**WORK INSTRUCTIONS**
Each entry below should be written out exactly as it is, with no pictures.

**RECORDS TO PROCESS**
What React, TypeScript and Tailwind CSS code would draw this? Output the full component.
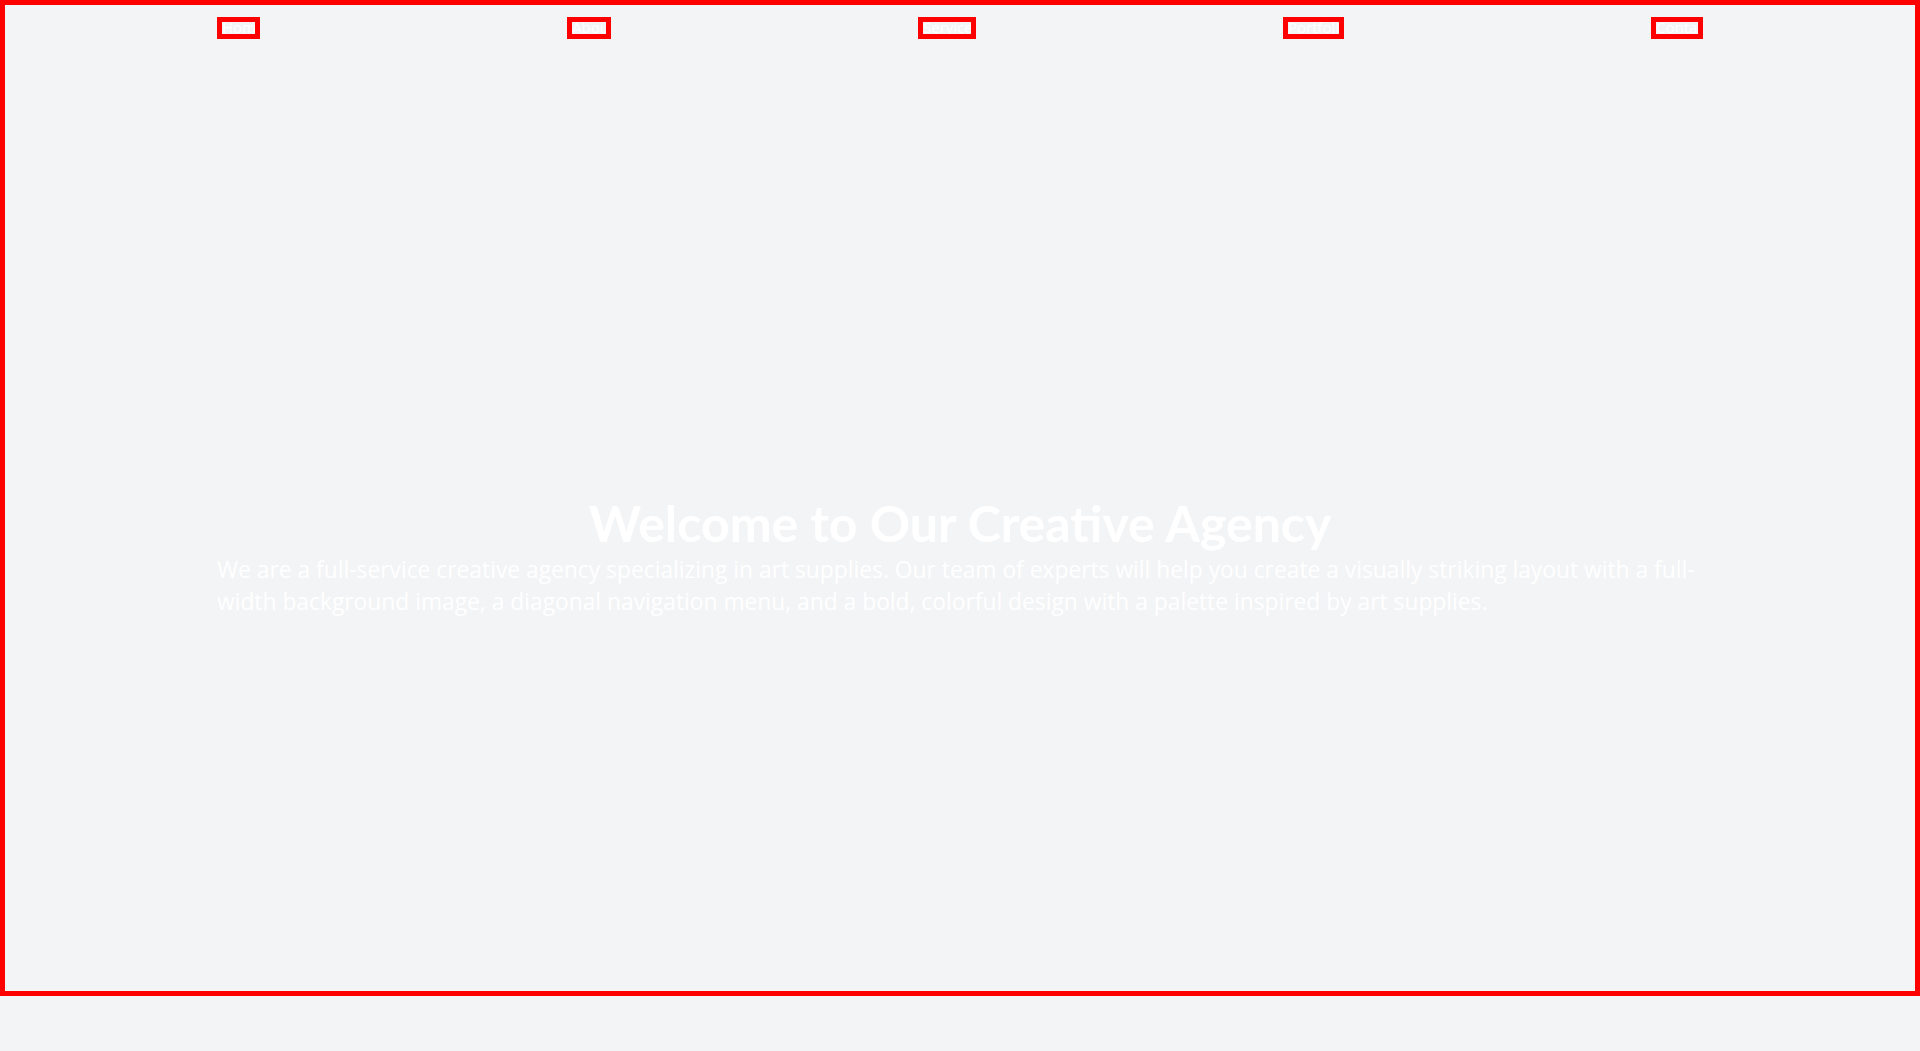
import React from 'react';

const links = [
  { label: 'Home', width: 'w-[43px]' },
  { label: 'About', width: 'w-[44px]' },
  { label: 'Services', width: 'w-[58px]' },
  { label: 'Portfolio', width: 'w-[61px]' },
  { label: 'Contact', width: 'w-[52px]' },
];

export default function App() {
  return (
    <div className="min-h-[1051px] bg-[#f3f4f6] font-['Open_Sans',sans-serif]">
      <div className="h-[996px] border-[5px] border-[#ff0000] flex flex-col">
        {/* Nav */}
        <nav className="mx-auto w-[1486px] pt-[12px] flex justify-between">
          {links.map((l) => (
            <a
              key={l.label}
              href="#"
              className={`${l.width} h-[22px] border-[5px] border-[#ff0000] overflow-hidden whitespace-nowrap text-white text-[15px] leading-none`}
            >
              <span className="block -mt-[2px]">{l.label}</span>
            </a>
          ))}
        </nav>

        {/* Hero */}
        <section className="mx-auto w-[1486px] pt-[459px] text-white">
          <h1 className="font-['Lato',sans-serif] text-[50px] leading-none font-bold text-center mb-[6px]">
            Welcome to Our Creative Agency
          </h1>
          <p className="text-[22.8px] leading-8">
            We are a full-service creative agency specializing in art supplies. Our team of experts will help you create a visually striking layout with a full-width background image, a diagonal navigation menu, and a bold, colorful design with a palette inspired by art supplies.
          </p>
        </section>
      </div>
    </div>
  );
}
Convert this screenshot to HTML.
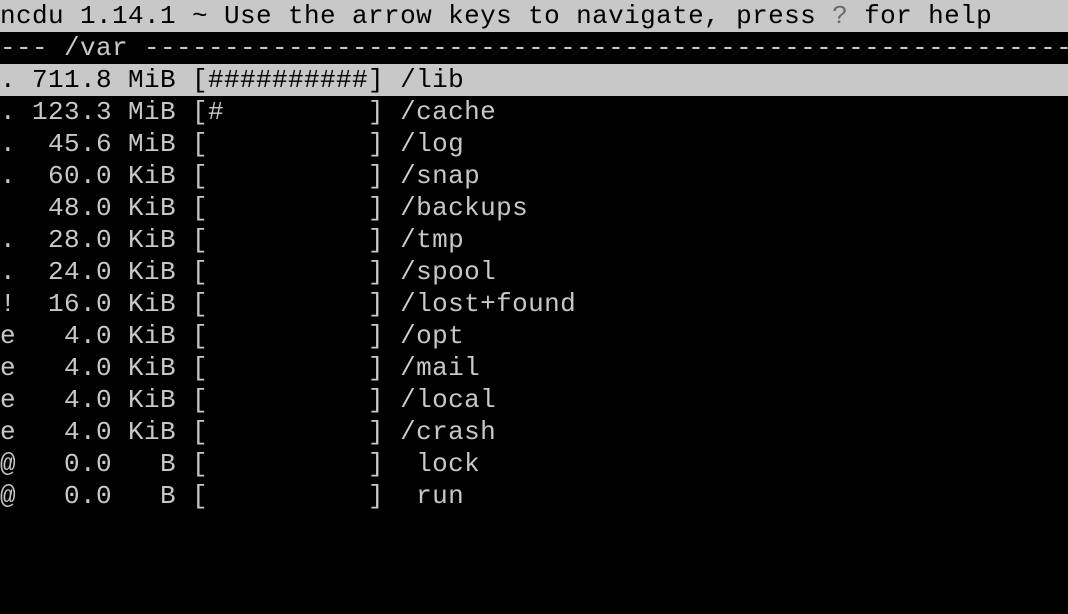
<!DOCTYPE html>
<html><head><meta charset="utf-8"><style>
html,body{margin:0;padding:0;background:#000;width:1068px;height:614px;overflow:hidden}
pre{margin:0;font-family:"Liberation Mono",monospace;font-size:26px;letter-spacing:0.4px;line-height:32px;color:#c8c8c8;white-space:pre}
.r{display:block;height:32px;overflow:hidden;width:1068px}
.hl{background:#c8c8c8;color:#000}
.q{color:#6a6a6a}
</style></head><body><pre><span class="r hl">ncdu 1.14.1 ~ Use the arrow keys to navigate, press <span class="q">?</span> for help</span><span class="r">--- /var ----------------------------------------------------------------------</span><span class="r hl">. 711.8 MiB [##########] /lib</span><span class="r">. 123.3 MiB [#         ] /cache</span><span class="r">.  45.6 MiB [          ] /log</span><span class="r">.  60.0 KiB [          ] /snap</span><span class="r">   48.0 KiB [          ] /backups</span><span class="r">.  28.0 KiB [          ] /tmp</span><span class="r">.  24.0 KiB [          ] /spool</span><span class="r">!  16.0 KiB [          ] /lost+found</span><span class="r">e   4.0 KiB [          ] /opt</span><span class="r">e   4.0 KiB [          ] /mail</span><span class="r">e   4.0 KiB [          ] /local</span><span class="r">e   4.0 KiB [          ] /crash</span><span class="r">@   0.0   B [          ]  lock</span><span class="r">@   0.0   B [          ]  run</span></pre></body></html>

**ANSWER FOR THE TASK**
What React, TypeScript and Tailwind CSS code would draw this? Output the full component.
import React from 'react';

const links = [
  { label: 'Home', width: 'w-[43px]' },
  { label: 'About', width: 'w-[44px]' },
  { label: 'Services', width: 'w-[58px]' },
  { label: 'Portfolio', width: 'w-[61px]' },
  { label: 'Contact', width: 'w-[52px]' },
];

export default function App() {
  return (
    <div className="min-h-[1051px] bg-[#f3f4f6] font-['Open_Sans',sans-serif]">
      <div className="h-[996px] border-[5px] border-[#ff0000] flex flex-col">
        {/* Nav */}
        <nav className="mx-auto w-[1486px] pt-[12px] flex justify-between">
          {links.map((l) => (
            <a
              key={l.label}
              href="#"
              className={`${l.width} h-[22px] border-[5px] border-[#ff0000] overflow-hidden whitespace-nowrap text-white text-[15px] leading-none`}
            >
              <span className="block -mt-[2px]">{l.label}</span>
            </a>
          ))}
        </nav>

        {/* Hero */}
        <section className="mx-auto w-[1486px] pt-[459px] text-white">
          <h1 className="font-['Lato',sans-serif] text-[50px] leading-none font-bold text-center mb-[6px]">
            Welcome to Our Creative Agency
          </h1>
          <p className="text-[22.8px] leading-8">
            We are a full-service creative agency specializing in art supplies. Our team of experts will help you create a visually striking layout with a full-width background image, a diagonal navigation menu, and a bold, colorful design with a palette inspired by art supplies.
          </p>
        </section>
      </div>
    </div>
  );
}
Convert this screenshot to HTML.
<!DOCTYPE html>
<html><head><meta charset="utf-8"><style>
html,body{margin:0;padding:0;background:#000;width:1068px;height:614px;overflow:hidden}
pre{margin:0;font-family:"Liberation Mono",monospace;font-size:26px;letter-spacing:0.4px;line-height:32px;color:#c8c8c8;white-space:pre}
.r{display:block;height:32px;overflow:hidden;width:1068px}
.hl{background:#c8c8c8;color:#000}
.q{color:#6a6a6a}
</style></head><body><pre><span class="r hl">ncdu 1.14.1 ~ Use the arrow keys to navigate, press <span class="q">?</span> for help</span><span class="r">--- /var ----------------------------------------------------------------------</span><span class="r hl">. 711.8 MiB [##########] /lib</span><span class="r">. 123.3 MiB [#         ] /cache</span><span class="r">.  45.6 MiB [          ] /log</span><span class="r">.  60.0 KiB [          ] /snap</span><span class="r">   48.0 KiB [          ] /backups</span><span class="r">.  28.0 KiB [          ] /tmp</span><span class="r">.  24.0 KiB [          ] /spool</span><span class="r">!  16.0 KiB [          ] /lost+found</span><span class="r">e   4.0 KiB [          ] /opt</span><span class="r">e   4.0 KiB [          ] /mail</span><span class="r">e   4.0 KiB [          ] /local</span><span class="r">e   4.0 KiB [          ] /crash</span><span class="r">@   0.0   B [          ]  lock</span><span class="r">@   0.0   B [          ]  run</span></pre></body></html>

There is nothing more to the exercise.